Carl Ian Schwartz (Paterson, NJ)
@S.L. "His daughter notwithstanding"? When Trump started his campaign for president, he told the partly-hired crowd (actors paid $50 to applaud) that (1) he could get away with murdering a passerby in front of the building that bears his name and (2) "My daughter is hot! But I can't marry her," somehow implying he could--and did--other things with her, and casting a cloud on the actual paternity of her children. I'm sure Trump will jettison his alleged pro-Semitism when it's useful or convenient. Yes, the Trumps are that debased.
DSW (Long Island, NY)
In the end, they always come for the Jews. It doesn't matter who "they" are.
J. López (New York)
The scars of history have not been able to educate many in our times. In a world of free speech and globalized communications, one would assume that people across the world would be better informed and capable of understanding the dangers of populist leaders, and groups that advocate hatred. It is with great sadness and some dread, that we therefore continue to hear the old sounds of the past coming back with new faces and chanted via new phrases. As we move forward in the democratization and globalization of information, I fear for what may come our way in terms of our general understanding and acceptance of our realities and facts.. and how these will affect our acceptance of how to move forward. Thank you Ms. Segre, for being a courageous and brave advocate of our past.
Pat (NJ)
The horror of racism is everywhere. They are feeling safe to voice their hatred and emboldened to act. The internet is a means for them to connect globally. We must make the world a safe place.
Lenny Z (Troy, NY)
When I was growing up some 50 years-ago, people used to ask, "How could such great people as the Italians or Germans allow themselves to be fooled and do such horrible things?" Since January 2017, I know now how easy it is.
shrinking food (seattle)
@Lenny Z Remember Europe was treated to 1800 years of jew hatred by the catholics.
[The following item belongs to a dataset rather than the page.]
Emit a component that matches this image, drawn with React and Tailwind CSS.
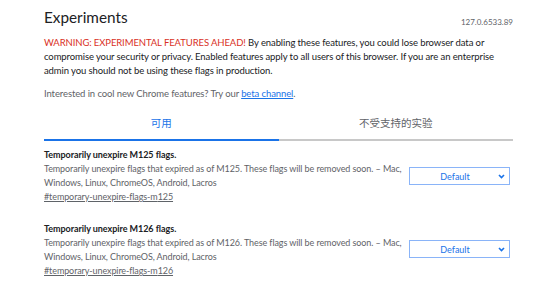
import React from "react";

function Chevron() {
  return (
    <svg width="7" height="5" viewBox="0 0 7 5" className="shrink-0">
      <path d="M1 1 L3.5 3.6 L6 1" fill="none" stroke="#1a73e8" strokeWidth="1.6" />
    </svg>
  );
}

function Flag({ m, selTop }) {
  return (
    <div className="flex items-start justify-between">
      <div className="w-[360px]">
        <div className="text-[9px] leading-[14px] font-bold text-[#202124] tracking-[-0.05px]">
          Temporarily unexpire M{m} flags.
        </div>
        <div className="text-[9px] leading-[14px] text-[#5f6368] tracking-[-0.09px]">
          Temporarily unexpire flags that expired as of M{m}. These flags will be removed soon. – Mac, Windows, Linux, ChromeOS, Android, Lacros
        </div>
        <div className="text-[9px] leading-[14px] text-[#5f6368] underline tracking-[-0.1px]">
          #temporary-unexpire-flags-m{m}
        </div>
      </div>
      <div className={`${selTop} mr-[3px] w-[101px] h-[18px] border border-[#8ab4f8] flex items-center pl-[2px] pr-[4px]`}>
        <span className="flex-1 text-center text-[9px] text-[#1a73e8] leading-none">Default</span>
        <Chevron />
      </div>
    </div>
  );
}

export default function App() {
  return (
    <div
      className="w-[554px] h-[285px] overflow-hidden bg-white"
      style={{ fontFamily: 'Lato, "Noto Sans CJK SC", sans-serif' }}
    >
      <div className="ml-[44px] w-[469px] pt-[7px]">
        <div className="flex items-center justify-between h-[20px]">
          <h1 className="text-[15.3px] leading-[20px] text-[#202124]">Experiments</h1>
          <span className="text-[8px] text-[#5f6368] mt-[9px]">127.0.6533.89</span>
        </div>
        <p className="mt-[9px] text-[9.5px] leading-[14px] text-[#202124] tracking-[-0.1px]">
          <span className="text-[#d93025]">WARNING: EXPERIMENTAL FEATURES AHEAD!</span> By enabling these features, you could lose browser data or compromise your security or privacy. Enabled features apply to all users of this browser. If you are an enterprise admin you should not be using these flags in production.
        </p>
        <p className="mt-[9px] text-[9.5px] leading-[14px] text-[#5f6368] tracking-[-0.1px]">
          Interested in cool new Chrome features? Try our{" "}
          <span className="text-[#1a73e8] underline">beta channel</span>.
        </p>
        <div className="mt-[10px] flex">
          <div className="flex-1 h-[30px] pb-[2px] flex items-center justify-center text-[10.5px] text-[#1a73e8] border-b-2 border-[#1a73e8]">
            可用
          </div>
          <div className="flex-1 h-[30px] pb-[2px] flex items-center justify-center text-[10.5px] text-[#5f6368] border-b-2 border-[#c8c8c8]">
            不受支持的实验
          </div>
        </div>
        <div className="mt-[7px] flex flex-col gap-[18px]">
          <Flag m={125} selTop="mt-[19px]" />
          <Flag m={126} selTop="mt-[18px]" />
        </div>
      </div>
    </div>
  );
}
Is there any wonder such a rich cache of hatred and murder was available on tap? Remember, in the first chapter of Mein Kampf - hitle related that he would kill all the jews out of loyalty to jeses
JF (New York, NY)
@Lenny Z They weren't fooled. Many were willing participants. For a very detailed analysis, read The German War by Stargardt.
Blunt (New York City)
Unfortunately it is not from January 2017 onwards. Please read my comment above. There is a scene in Imre Kertesz’s brilliant Fatelessness when the main character comes back from the camps to Budapest and he is taking the public bus. The way people in the bus look at him is worth the Nobel prize Kertesz received. Same goes for the movie version! Unfortunately we never learn. Americans, Germans, Hungarians, Italians, Turks...
Blunt (New York City)
Primo Levi wrote “The Drowned and The Saved,” in my opinion his most poignant and important book. It is unfortunately the most articulate work of pessimism about the human nature. Primo Levi is not too well known in this country (except for intellectual circles in big cities, universities and some Jewish households). He was a Holocaust survivor and wrote a masterpiece “If this Is A Man.” The book is a memoir. It is infinitely more powerful than Wiesel’s Night Trilogy in my opinion. The book was rejected by Einaudi, whose editor Natalia Ginzburg (brilliant writer and 100 Jewish) whose maiden name was Levi and was from Turin like Primo but not related. She regretted the decision in retrospect but she thought people did not want to read such depressing words just after the War! People want to forget and the do indeed forget. Signora Segre is from the illustrious family that produced brilliant people including Emilio who won the Nobel Prize in Physics. Shame on Italians who subject her and everyone who suffered under fascism to such inhumanity. Primo Levi, lived into an old age, having retired as a chemist and concentrating in writing. He killed himself one day by throwing himself down the staircase of the apartment building he was born and lived his whole life except for the time he spent in Auschwitz. He had decided who win between the drowned and the saved. Jean Améry, killed himself too. He was a brilliant survivor as well. We never learn.
gnowxela (ny)
@Blunt : You learned. And Ms. Segre is still working to help people learn. So keep working. I'm also a Primo Levi fan, particularly his autobiographical essay "Nickel" in his inventive collection "The Periodic Table", a tale of the seductive allure of doing science (or as he puts it, "militant chemistry"), and the uneasy relationship of science to morality and the rest of the world. http://www.arvindguptatoys.com/arvindgupta/periodic-primo.pdf
Blunt (New York City)
Yes but I am a descendent of Holocaust victims of survivors. And the descendant of survivors of the Inquisition from my mother’s side. I read everything Levi wrote and a superb biography by Carole Angier called The Double Bind ( a nice take on his chemistry background and his predicament). He was a true mensch. People I know that knew him in person were amazed how he brilliant and modest he was at the same time. Segre’s were a wonderful Jewish family as well. They produced brilliant intellectuals for generations. The Pity of It All.
Paul (Charleston)
@Blunt Some learn. I've taught Levi to high school students here in States and abroad. It would be great if he were more widespread.